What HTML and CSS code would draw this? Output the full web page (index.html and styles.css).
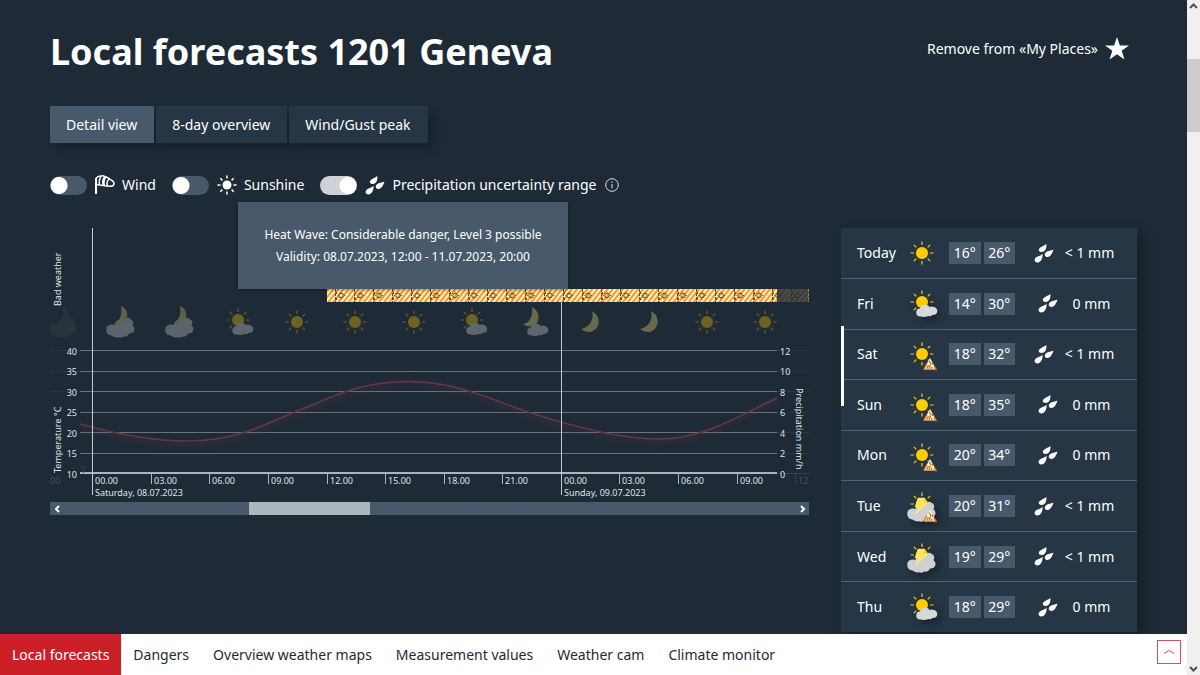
FILE: index.html
```html
<!DOCTYPE html>
<html lang="en">
<head>
<meta charset="utf-8">
<meta name="viewport" content="width=device-width, initial-scale=1">
<title>Local forecasts 1201 Geneva</title>
<link rel="stylesheet" href="styles.css">
</head>
<body>
<svg class="defs" width="0" height="0" aria-hidden="true">
  <defs>
    <symbol id="sun" viewBox="-15 -15 30 30" overflow="visible">
      <circle r="6" fill="#fc0"/>
      <path d="M0-8V-11.5M0 8V11.5M-8 0H-11.5M8 0H11.5M-5.7-5.7L-8.2-8.2M5.7-5.7L8.2-8.2M-5.7 5.7L-8.2 8.2M5.7 5.7L8.2 8.2" stroke="#fc0" stroke-width="1.2"/>
    </symbol>
    <symbol id="small-cloud" viewBox="-15 -15 30 30" overflow="visible">
      <path d="M-1.500 12.500a4 4 0 0 1-.5-8q1-4 5.500-3.700 3 0 4 2.200 1.500-1 3.500-.3 4.300.8 4.300 4.300 0 4-5 4-1.500 1.700-4 1-3.500 1.600-7.800.5z" fill="#d8d8d8"/>
    </symbol>
    <symbol id="big-cloud" viewBox="-15 -15 30 30" overflow="visible">
      <path d="M-8.500 11.500a5.500 5.500 0 0 1-1.500-10.700q3-.8 4.500.2 1.500-6 6-4.500 2-2.500 5-1.500 3.500-3 6 1 3 1 1 5 3 3 1.500 6-1.500 3-5 2.500-2 4-6 3-2 2-5 .8-3 .7-6.500-1.800z" fill="#d0d0d0"/>
    </symbol>
    <symbol id="sun-cloud" viewBox="-15 -15 30 30" overflow="visible">
      <use href="#sun" x="-15" y="-17" width="30" height="30"/>
      <use href="#small-cloud" x="-15" y="-15" width="30" height="30"/>
    </symbol>
    <symbol id="moon" viewBox="-15 -15 30 30" overflow="visible">
      <path d="M2-10.500C11-7 11 6 2 9.500-2 11-7 9-9 7 1 5 4-4 2-10.500z" fill="#f0dc78"/>
    </symbol>
    <symbol id="moon-cloud" viewBox="-15 -15 30 30" overflow="visible">
      <path d="M-3-15C4-12 6-2 0 3-3 5-9 5-12 2-4 1-2-8-3-15z" fill="#f0dc78"/>
      <use href="#small-cloud" x="-17" y="-14" width="30" height="30"/>
    </symbol>
    <symbol id="cloud-moon" viewBox="-15 -15 30 30" overflow="visible">
      <use href="#big-cloud" x="-16" y="-13" width="30" height="30"/>
      <path d="M0-16C8-13 8-3 2 1-1 3-4 3-6 1 0-2 1-9 0-16z" fill="#d8c880"/>
    </symbol>
    <symbol id="storm" viewBox="-15 -15 30 30" overflow="visible">
      <use href="#sun" x="-15" y="-17" width="30" height="30"/>
      <use href="#big-cloud" x="-16" y="-13" width="30" height="30"/>
      <path d="M-4-8H3L1-3H5L-6 8-3 1H-7z" fill="#ffe555" stroke="#fff3a0" stroke-width=".5"/>
    </symbol>
    <pattern id="stripe" width="4" height="4" patternUnits="userSpaceOnUse" patternTransform="rotate(38)">
      <rect width="4" height="4" fill="#fff1d2"/><rect width="2" height="4" fill="#f09b20"/>
    </pattern>
    <symbol id="warn" viewBox="0 0 14 12" overflow="visible">
      <path d="M7 0L13.500 11.500H.5z" fill="#fff"/>
      <path d="M4 5.500L1 11M6 2.500L8 6M5.500 7L3.500 11M7.500 6.500L6 11M9 4.500L10 7M9 9L8.500 11M11 8L13 11.500H10.500" stroke="#d97a0c" stroke-width="1.500" fill="none"/>
    </symbol>
    <symbol id="drops" viewBox="0 0 20 19">
      <g fill="currentColor">
        <path d="M12.300 0C13 4 11 8.300 7.500 8 4.500 7.700 4 5.500 6 3.800 7.500 2.500 10 1.800 12.300 0z"/>
        <path d="M19.500 5.500C18.500 9 16.500 13.300 13 13 10.500 12.700 10 10 12 8.300 14 6.500 17 7 19.500 5.500z"/>
        <path d="M8.500 9.800C9 13 7.200 18.500 3.500 18.500 0 18.300 0 15 1.800 13.500 4 12 7 12 8.500 9.800z"/>
      </g>
    </symbol>
  </defs>
</svg>

<div class="shell">
  <div class="page">
    <main class="main">
      <header class="top">
        <h1 class="title">Local forecasts 1201 Geneva</h1>
        <button class="fav" type="button">Remove from «My Places»
          <svg width="24" height="23" viewBox="0 0 24 23" aria-hidden="true"><path d="M12 0l2.900 8.500H24l-7.300 5.300L19.400 22.500 12 17.200 4.600 22.500 7.300 13.800 0 8.500h9.100z" fill="#fff"/></svg>
        </button>
      </header>

      <nav class="tabs" aria-label="Forecast views">
        <button class="tab tab-active" type="button">Detail view</button>
        <button class="tab" type="button">8-day overview</button>
        <button class="tab" type="button">Wind/Gust peak</button>
      </nav>

      <div class="options">
        <label class="option"><input class="switch" type="checkbox">
          <svg width="20" height="20" viewBox="0 0 20 20" fill="none" stroke="#fff" aria-hidden="true"><path d="M1 3V19" stroke-width="2"/><path d="M1 4Q2 1 6 1C9 0 13 3 17 5.500 20 7 19.500 11 16 11.300 11 11.500 6 10 1 9.500M6 1.300Q3.500 5 4.500 9.500M9.500 2Q6.500 6 8.500 10.300M10.500 2.500Q8 6 9.500 10.500M14 4Q11 7 12.500 11" stroke-width="1.500"/></svg>
          Wind</label>
        <label class="option"><input class="switch" type="checkbox">
          <svg width="20" height="20" viewBox="-10 -10 20 20" stroke="#fff" stroke-width="1.500" aria-hidden="true"><circle r="4.500" fill="#fff" stroke="none"/><path d="M0-6.500V-9.500M0 6.500V9.500M-6.500 0H-9.500M6.500 0H9.500M-4.600-4.600L-6.700-6.700M4.600-4.600L6.700-6.700M-4.600 4.600L-6.700 6.700M4.600 4.600L6.700 6.700"/></svg>
          Sunshine</label>
        <label class="option"><input class="switch" type="checkbox" checked>
          <svg width="20" height="19" aria-hidden="true"><use href="#drops"/></svg>
          Precipitation uncertainty range</label>
        <button class="info" type="button" aria-label="Information">
          <svg width="14" height="14" viewBox="0 0 14 14" fill="none" stroke="#dfe4e8" aria-hidden="true"><circle cx="7" cy="7" r="6.300"/><path d="M7 6V10.500M7 3.300V4.800"/></svg>
        </button>
      </div>

      <div class="content">
        <section class="chart" aria-label="Forecast chart">
          <svg class="plot" viewBox="0 0 759 274">
            <defs>
              <pattern id="heat" x="285" y="61" width="19" height="13" patternUnits="userSpaceOnUse">
                <g fill="none" stroke="#6a4a1c"><path d="M.5 0V13" stroke-dasharray="3 1" stroke-width="1"/><path d="M1.500 3V5M1.500 9V11"/><circle cx="6" cy="6.500" r="2.200"/><path d="M6 2.500V3.500M6 9.500V10.500M2.500 6.500H3M9 6.500H10M3.500 4L4 4.500M8.500 4L8 4.500M3.500 9L4 8.500M8.500 9L8 8.500"/></g>
              </pattern>
              <filter id="soft" x="-5%" y="-20%" width="110%" height="140%"><feGaussianBlur stdDeviation="2"/></filter>
            </defs>
            <path d="M30 122.500H727M30 143.500H727M30 163.500H727M30 184.500H727M30 204.500H727M30 225.500H727" stroke="#66737e"/>
            <path d="M0 122.500H30M0 143.500H30M0 163.500H30M727 122.500H759M727 143.500H759M727 163.500H759M727 184.500H759M727 204.500H759M727 225.500H759" stroke="#293641"/>
            <path d="M30 245H727" stroke="#a9b4bf" stroke-width="2"/>
            <path d="M727 245.500H759M745.500 245V256" stroke="#35434f"/>
            <path d="M30 239H37M33.500 239V245" stroke="#2b4560"/>
            <path id="temp" d="M30 196C55 203 95 213 138 213 195 213 225 190 265 176 300 160 325 153.500 360 153.500 415 153.500 455 180 511 194 545 203 575 211 610 211 655 211 690 187 727 170" fill="none" stroke="#653848" stroke-width="1.500"/>
            <path d="M30 200C55 205 95 217 138 217 195 215 225 193 265 179 300 163 325 156 360 155 415 155 455 184 511 198 545 207 575 213 610 213 655 213 690 189 727 172" fill="none" stroke="#653848" stroke-width="7" opacity=".15" filter="url(#soft)"/>
            <path d="M101.500 245V256M159.500 245V256M218.500 245V256M277.500 245V256M335.500 245V256M394.500 245V256M452.500 245V256M569.500 245V256M628.500 245V256M687.500 245V256" stroke="#a9b4bf"/>
            <g opacity=".35">
              <use href="#cloud-moon" x="56" y="79" width="30" height="30"/>
              <use href="#cloud-moon" x="115" y="79" width="30" height="30"/>
              <use href="#sun-cloud" x="173" y="79" width="30" height="30"/>
              <use href="#sun" x="232" y="79" width="30" height="30"/>
              <use href="#sun" x="290" y="79" width="30" height="30"/>
              <use href="#sun" x="349" y="79" width="30" height="30"/>
              <use href="#sun-cloud" x="407" y="79" width="30" height="30"/>
              <use href="#moon-cloud" x="470" y="79" width="30" height="30"/>
              <use href="#moon" x="525" y="79" width="30" height="30"/>
              <use href="#moon" x="584" y="79" width="30" height="30"/>
              <use href="#sun" x="642" y="79" width="30" height="30"/>
              <use href="#sun" x="700" y="79" width="30" height="30"/>
            </g>
            <use href="#cloud-moon" x="-2" y="79" width="30" height="30" opacity=".05"/>
            <path d="M42.500 0V267" stroke="#c5ccd3"/>
            <path d="M511.500 74V267" stroke="#c5ccd3"/>
            <rect x="277" y="61" width="450" height="13" fill="url(#stripe)"/>
            <rect x="285" y="61" width="442" height="13" fill="url(#heat)"/>
            <g opacity=".18"><rect x="727" y="61" width="32" height="13" fill="url(#stripe)"/><rect x="727" y="61" width="32" height="13" fill="url(#heat)"/></g>
            <path d="M758.500 61V74" stroke="#a08030" stroke-dasharray="3 1"/>
            <g class="ticks" text-anchor="end">
              <text x="27" y="127">40</text><text x="27" y="147">35</text><text x="27" y="168">30</text><text x="27" y="188">25</text><text x="27" y="209">20</text><text x="27" y="229">15</text><text x="27" y="250">10</text>
            </g>
            <g class="ticks">
              <text x="730" y="127">12</text><text x="730" y="147">10</text><text x="730" y="168">8</text><text x="730" y="188">6</text><text x="730" y="209">4</text><text x="730" y="229">2</text><text x="730" y="250">0</text>
              <text x="45" y="256">00.00</text><text x="104" y="256">03.00</text><text x="162" y="256">06.00</text><text x="221" y="256">09.00</text><text x="280" y="256">12.00</text><text x="338" y="256">15.00</text><text x="397" y="256">18.00</text><text x="455" y="256">21.00</text><text x="514" y="256">00.00</text><text x="572" y="256">03.00</text><text x="631" y="256">06.00</text><text x="690" y="256">09.00</text>
              <text x="45" y="268">Saturday, 08.07.2023</text><text x="514" y="268">Sunday, 09.07.2023</text>
              <text class="faint" x="0" y="256">00</text><text class="faint" x="748" y="256">12</text>
              <text transform="translate(11 78) rotate(-90)">Bad weather</text>
              <text transform="translate(11 245) rotate(-90)">Temperature °C</text>
              <text transform="translate(746 160) rotate(90)">Precipitation mm/h</text>
            </g>
          </svg>
          <div class="hscroll">
            <button class="arrow" type="button" aria-label="Scroll left"><svg width="6" height="8" viewBox="0 0 6 8"><path d="M5 1L2 4 5 7" fill="none" stroke="#fff" stroke-width="2"/></svg></button>
            <div class="thumb"></div>
            <button class="arrow" type="button" aria-label="Scroll right"><svg width="6" height="8" viewBox="0 0 6 8"><path d="M1 1L4 4 1 7" fill="none" stroke="#fff" stroke-width="2"/></svg></button>
          </div>
          <div class="tooltip" role="tooltip">Heat Wave: Considerable danger, Level 3 possible<br>Validity: 08.07.2023, 12:00 - 11.07.2023, 20:00</div>
        </section>

        <ul class="days">
          <li><a class="day" href="#"><span>Today</span><svg width="30" height="30"><use href="#sun"/></svg><span class="temps"><span class="temp">16°</span><span class="temp">26°</span></span><span class="rain"><svg width="20" height="19"><use href="#drops"/></svg>&lt; 1 mm</span></a></li>
          <li><a class="day" href="#"><span>Fri</span><svg class="shade" width="30" height="30"><use href="#sun-cloud"/></svg><span class="temps"><span class="temp">14°</span><span class="temp">30°</span></span><span class="rain rain-none"><svg width="20" height="19"><use href="#drops"/></svg>0 mm</span></a></li>
          <li><a class="day" href="#"><span>Sat</span><svg width="30" height="30"><use href="#sun"/><use href="#warn" x="16" y="19" width="14" height="12"/></svg><span class="temps"><span class="temp">18°</span><span class="temp">32°</span></span><span class="rain"><svg width="20" height="19"><use href="#drops"/></svg>&lt; 1 mm</span></a></li>
          <li><a class="day" href="#"><span>Sun</span><svg width="30" height="30"><use href="#sun"/><use href="#warn" x="16" y="19" width="14" height="12"/></svg><span class="temps"><span class="temp">18°</span><span class="temp">35°</span></span><span class="rain rain-none"><svg width="20" height="19"><use href="#drops"/></svg>0 mm</span></a></li>
          <li><a class="day" href="#"><span>Mon</span><svg width="30" height="30"><use href="#sun"/><use href="#warn" x="16" y="19" width="14" height="12"/></svg><span class="temps"><span class="temp">20°</span><span class="temp">34°</span></span><span class="rain rain-none"><svg width="20" height="19"><use href="#drops"/></svg>0 mm</span></a></li>
          <li><a class="day" href="#"><span>Tue</span><svg class="shade" width="30" height="30"><use href="#storm"/><use href="#warn" x="16" y="19" width="14" height="12"/></svg><span class="temps"><span class="temp">20°</span><span class="temp">31°</span></span><span class="rain"><svg width="20" height="19"><use href="#drops"/></svg>&lt; 1 mm</span></a></li>
          <li><a class="day" href="#"><span>Wed</span><svg class="shade" width="30" height="30"><use href="#storm"/></svg><span class="temps"><span class="temp">19°</span><span class="temp">29°</span></span><span class="rain"><svg width="20" height="19"><use href="#drops"/></svg>&lt; 1 mm</span></a></li>
          <li><a class="day" href="#"><span>Thu</span><svg class="shade" width="30" height="30"><use href="#sun-cloud"/></svg><span class="temps"><span class="temp">18°</span><span class="temp">29°</span></span><span class="rain rain-none"><svg width="20" height="19"><use href="#drops"/></svg>0 mm</span></a></li>
        </ul>
      </div>
    </main>

    <nav class="bottom" aria-label="Sections">
      <a class="link link-active" href="#">Local forecasts</a>
      <a class="link" href="#">Dangers</a>
      <a class="link" href="#">Overview weather maps</a>
      <a class="link" href="#">Measurement values</a>
      <a class="link" href="#">Weather cam</a>
      <a class="link" href="#">Climate monitor</a>
      <button class="to-top" type="button" aria-label="Back to top"><svg width="12" height="6" viewBox="0 0 12 6"><path d="M1 4.500L6 1.500 11 4.500" fill="none" stroke="#d2555c"/></svg></button>
    </nav>
  </div>

  <div class="scrollbar" aria-hidden="true">
    <svg width="9" height="6" viewBox="0 0 9 6"><path d="M1 5L4.500 1.500 8 5" fill="none" stroke="#505050" stroke-width="2"/></svg>
    <div class="scroll-track"><div class="scroll-thumb"></div></div>
    <svg width="9" height="6" viewBox="0 0 9 6"><path d="M1 1L4.500 4.500 8 1" fill="none" stroke="#505050" stroke-width="2"/></svg>
  </div>
</div>
</body>
</html>
```
FILE: styles.css
```css
* { box-sizing: border-box; }
body {
  margin: 0;
  background: #1e2a35;
  color: #fff;
  font: 14px/20px "Noto Sans", "Open Sans", sans-serif;
}
button { font: inherit; color: inherit; border: 0; padding: 0; background: none; cursor: pointer; }
a { color: inherit; text-decoration: none; }
.defs { position: absolute; }

.shell { display: flex; height: 100vh; }
.page { flex: 1; min-width: 0; display: flex; flex-direction: column; }
.main { flex: 1; min-height: 0; display: flex; flex-direction: column; padding: 28px 50px 2px; overflow: hidden; }

.top { display: flex; justify-content: space-between; padding-right: 8px; }
.title { margin: 0; font-size: 36px; line-height: 48px; font-weight: 700; }
.fav { display: flex; align-items: center; gap: 7px; height: 41px; }

.tabs { display: flex; gap: 2px; margin-top: 30px; }
.tab { height: 37px; padding: 0 17px 0 16px; background: #263644; box-shadow: 6px 6px 8px rgba(0, 0, 0, .2); }
.tab-active { background: #47596a; }

.options { display: flex; align-items: center; gap: 16px; height: 20px; margin-top: 32px; }
.option { display: flex; align-items: center; gap: 8px; }
.option svg { margin-right: -1px; }
.switch {
  appearance: none;
  width: 37px;
  height: 19px;
  margin: 0;
  border-radius: 10px;
  background: radial-gradient(circle at 9px 50%, #fff 8px, transparent 9px) #47596a;
}
.switch:checked { background: radial-gradient(circle at 28px 50%, #fff 8px, transparent 9px) #cfd1d8; }
.info { display: flex; margin-left: -7px; }

.content { flex: 1; min-height: 0; display: flex; gap: 32px; margin-top: 33px; }
.chart { flex: 1; min-width: 0; position: relative; }
.plot { display: block; width: 100%; }
.ticks { font-size: 9px; fill: #dfe4e8; }
.faint { fill: #46525d; }
.hscroll { display: flex; align-items: center; height: 13px; background: #47596a; }
.arrow { width: 13px; height: 13px; display: flex; align-items: center; justify-content: center; }
.thumb { width: 16%; height: 13px; margin-left: 24.5%; margin-right: auto; background: #adb5bf; }
.tooltip {
  position: absolute;
  left: 188px;
  top: -26px;
  width: 330px;
  padding: 22px 12px 21px;
  background: #47596a;
  box-shadow: 0 1px 3px rgba(0, 0, 0, .4);
  font-size: 12px;
  line-height: 22px;
  text-align: center;
}

.days {
  position: relative;
  display: grid;
  grid-template-rows: 50px repeat(7, 1fr);
  width: 296px;
  margin: 0;
  padding: 0;
  list-style: none;
  background: #263644;
  box-shadow: 7px 4px 10px rgba(0, 0, 0, .25);
}
.days::before {
  content: "";
  position: absolute;
  left: 0;
  top: 98px;
  width: 3px;
  height: 80px;
  background: #fff;
}
.days li + li { border-top: 1px solid #526474; }
.day {
  height: 100%;
  display: grid;
  grid-template-columns: 50px 30px 78px 1fr;
  align-items: center;
  padding: 0 16px;
}
.day svg { overflow: visible; }
.shade { filter: drop-shadow(4px 4px 4px rgba(0, 0, 0, .35)); }
.temps { display: flex; gap: 3px; padding-left: 12px; }
.temp { flex: 1; height: 22px; line-height: 22px; text-align: center; background: #47596a; }
.rain { display: flex; align-items: center; justify-content: center; gap: 11px; padding-left: 12px; }
.rain-none { gap: 15px; }

.bottom { display: flex; height: 41px; background: #fff; color: #1e2a35; }
.link { padding: 0 12px; line-height: 41px; white-space: nowrap; }
.link-active { background: #cc1f28; color: #fff; }
.to-top {
  display: flex;
  align-items: center;
  justify-content: center;
  width: 24px;
  height: 24px;
  margin: 6px 6px 0 auto;
  border: 1px solid #d2555c;
}

.scrollbar {
  display: flex;
  flex-direction: column;
  align-items: center;
  width: 13px;
  padding: 3px 0;
  background: #f0f0f0;
}
.scroll-track { flex: 1; width: 100%; padding-top: 50px; }
.scroll-thumb { height: 73px; background: #cdcdcd; }
```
★ ★ ★ ★
EXERCISE REQUIREMENTS: Using the listing above, pick out each line that contains the word "styles", then copy it.

CORRECT RESPONSE:
What HTML and CSS code would draw this? Output the full web page (index.html and styles.css).
<link rel="stylesheet" href="styles.css">
FILE: styles.css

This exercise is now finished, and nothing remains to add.